Tuesday, August 13, 2013

Long Term Probabilistic Load Forecasting and Normalization with Hourly Information

The paper is available on IEEE Xplore.

Tao Hong, Jason Wilson and Jingrui Xie, "Long term probabilistic load forecasting and normalization with hourly information", IEEE Transactions on Smart Grid, vol.5, no.1, pp. 456-462, January, 2014.

Long Term Probabilistic Load Forecasting and Normalization with Hourly Information

Tao Hong, Jason Wilson and Jingrui Xie


The classical approach to long term load forecasting is often limited to the use of load and weather information occurring with monthly or annual frequency. This low resolution, infrequent data can sometimes lead to inaccurate forecasts. Load forecasters often have a hard time explaining the errors based on the limited information available through the low resolution data.  The increasing usage of Smart Grid and Advanced Metering Infrastructure (AMI) technologies provides the utility load forecasters with high resolution, layered information to improve the load forecasting process. In this paper, we propose a modern approach that takes advantage of hourly information to create more accurate and defensible forecasts. The proposed approach has been deployed across many US utilities, including a recent implementation at North Carolina Electric Membership Corporation (NCEMC), which is used as the case study in this paper. Three key elements of long term load forecasting are being modernized: predictive modeling, scenario analysis and weather normalization. We first show the superior accuracy of the predictive models attained from hourly data, over the classical methods of forecasting using monthly or annual peak data. We then develop probabilistic forecasts through cross scenario analysis. Finally, we illustrate the concept of load normalization and normalize the load using the proposed hourly models. 

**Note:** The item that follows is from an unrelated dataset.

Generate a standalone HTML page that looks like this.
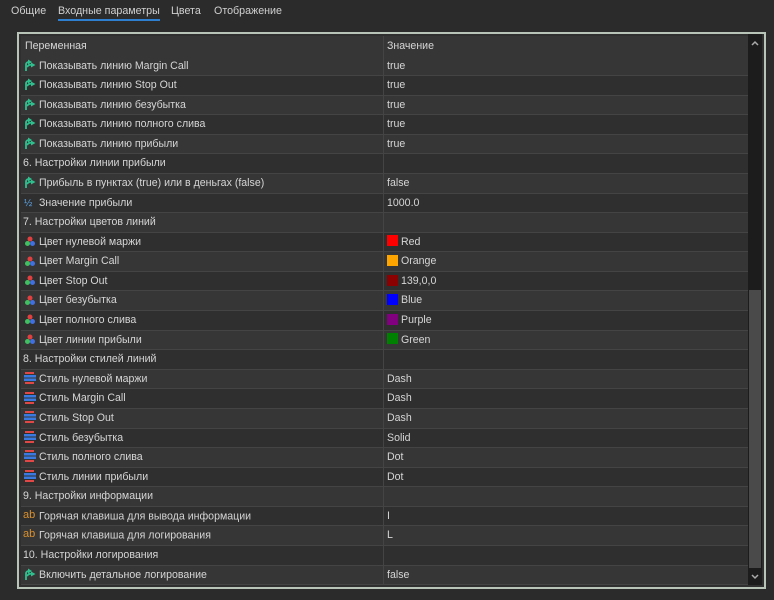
<!DOCTYPE html><html><head><meta charset="utf-8"><style>
body{margin:0;width:774px;height:600px;background:#2b2b2b;font-family:"Liberation Sans",sans-serif;font-size:10.6px;color:#d6d6d6;position:relative;overflow:hidden}
.tab{position:absolute;top:5px;font-size:10.7px;color:#d0d0d0}
.frame{position:absolute;left:17px;top:32px;width:745px;height:553px;border:2px solid #b9c4b9;background:#2f2f2f}
.row{position:absolute;left:2px;width:727px;height:19.58px;border-bottom:1px solid #444;box-sizing:border-box;line-height:19px}
.row.a{background:#363636}.row.b{background:#2f2f2f}
.c1{position:absolute;left:2px;top:0}
.c2{position:absolute;left:366px;top:0}
.div{position:absolute;left:362px;top:0;width:1px;height:100%;background:#444}
.ic{display:inline-block;width:14px;margin-right:2px;vertical-align:middle;position:relative;top:-1px}
.sw{display:inline-block;width:11px;height:11px;vertical-align:middle;margin-right:3px;position:relative;top:-1px}
.sb{position:absolute;left:729px;top:0;width:14px;height:551px;background:#1c1c1c}
.th{position:absolute;left:1px;top:256px;width:12px;height:278px;background:#4a4a4a}
</style></head><body>
<div class="tab" style="left:11px">Общие</div>
<div class="tab" style="left:58px">Входные параметры</div>
<div style="position:absolute;left:58px;top:19px;width:102px;height:2px;background:#2f7fd0"></div>
<div class="tab" style="left:171px">Цвета</div>
<div class="tab" style="left:214px">Отображение</div>
<div class="frame">
<div class="row a" style="top:2px;height:22px;line-height:21px"><span class="c1" style="left:4px">Переменная</span><div class="div"></div><span class="c2">Значение</span></div>
<div id="rows"></div>
<div class="sb"><svg style="position:absolute;left:3px;top:6px" width="8" height="6"><path d="M1 5L4 2L7 5" stroke="#aaa" stroke-width="1.5" fill="none"/></svg><div class="th"></div><svg style="position:absolute;left:3px;top:540px" width="8" height="6"><path d="M1 1L4 4L7 1" stroke="#aaa" stroke-width="1.5" fill="none"/></svg></div>
</div>
<script>
var B='<svg class="ic" width="14" height="12" viewBox="0 0 14 12"><path d="M3 12V6Q3 3 6 3M4 8Q6 5 9 6" stroke="#2fbf8f" stroke-width="1.8" fill="none"/><path d="M5 0.5L9 3L5 5.5Z M8 3.5L12.5 6L8 8.5Z" fill="#2fbf8f"/></svg>';
var H='<svg class="ic" width="14" height="12"><text x="1" y="10" font-size="10" fill="#5aa0e0" font-family="Liberation Sans">½</text></svg>';
var C='<svg class="ic" width="14" height="12"><circle cx="7" cy="4" r="2.5" fill="#e04040"/><circle cx="4.5" cy="8.5" r="2.5" fill="#40c060"/><circle cx="9.5" cy="8.5" r="2.5" fill="#4070e0"/></svg>';
var S='<svg class="ic" width="14" height="12"><rect x="2" y="0" width="9" height="2" fill="#e04848"/><rect x="1" y="3" width="12" height="2.5" fill="#3a7ae0"/><rect x="1" y="6.5" width="12" height="2.5" fill="#3a7ae0"/><rect x="2" y="10" width="9" height="2" fill="#e04848"/></svg>';
var A='<span class="ic" style="color:#d89030;font-size:11px">ab</span>';
var R=[[B,'Показывать линию Margin Call','true'],[B,'Показывать линию Stop Out','true'],[B,'Показывать линию безубытка','true'],[B,'Показывать линию полного слива','true'],[B,'Показывать линию прибыли','true'],['','6. Настройки линии прибыли',''],[B,'Прибыль в пунктах (true) или в деньгах (false)','false'],[H,'Значение прибыли','1000.0'],['','7. Настройки цветов линий',''],
[C,'Цвет нулевой маржи','#ff0000|Red'],[C,'Цвет Margin Call','#ffa500|Orange'],[C,'Цвет Stop Out','#8b0000|139,0,0'],[C,'Цвет безубытка','#0000ff|Blue'],[C,'Цвет полного слива','#800080|Purple'],[C,'Цвет линии прибыли','#008000|Green'],['','8. Настройки стилей линий',''],
[S,'Стиль нулевой маржи','Dash'],[S,'Стиль Margin Call','Dash'],[S,'Стиль Stop Out','Dash'],[S,'Стиль безубытка','Solid'],[S,'Стиль полного слива','Dot'],[S,'Стиль линии прибыли','Dot'],['','9. Настройки информации',''],[A,'Горячая клавиша для вывода информации','I'],[A,'Горячая клавиша для логирования','L'],['','10. Настройки логирования',''],[B,'Включить детальное логирование','false']];
var h='';R.forEach(function(r,i){var v=r[2];if(v.indexOf('|')>0){var p=v.split('|');v='<span class="sw" style="background:'+p[0]+'"></span>'+p[1];}
h+='<div class="row '+(i%2?'b':'a')+'" style="top:'+(22.5+i*19.58)+'px"><span class="c1">'+r[0]+r[1]+'</span><div class="div"></div><span class="c2">'+v+'</span></div>';});
document.getElementById('rows').innerHTML=h;
</script>
</body></html>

  1. 1. The weather among multiple weather stations in one region or one state are usually highly correlated, especially hourly temperature or average daily temperature. If you put multiple weather stations in the linear regression model, it will cause multicollinearity. Could you let me know how do you handle this problem?

    2. For model S, you used many cross effects. Are those all significant factors? If some of them are not statistically significant, how do you handle that?

    3. I assume the dependent variable of model S would be hourly load.
    Therefore, you can use that model to predict daily peaks given daily hourlytemperature. You can also add up all hourly loads to get predicted total dailyload, monthly load, etc. Is my understanding correct?

  2. 1. Read my recent IJF paper "Weather Station Selection for Electric Load Forecasting": http://www.sciencedirect.com/science/journal/01692070
    We first combine multiple weather stations to get ONE virtual station, and then put the virtual station in the regression model.

    2. I always told my students to ignore tests about "significance" when doing forecasting. Two primary reasons are: 1) load forecasting errors rarely follow normal distribution in the real world; 2) those tests are based on in-sample fit, which does not say much about the predictive power. Out-of-sample tests are the ones we should go with for forecasting purposes. Read Len Tashman's IJF paper: http://www.sciencedirect.com/science/article/pii/S0169207000000650

    3. Yes. Forecast hourly load first, then you can pick the max of a day to get daily peaks. That’s how we got the monthly peaks and energy in the plots shown in this TSG paper.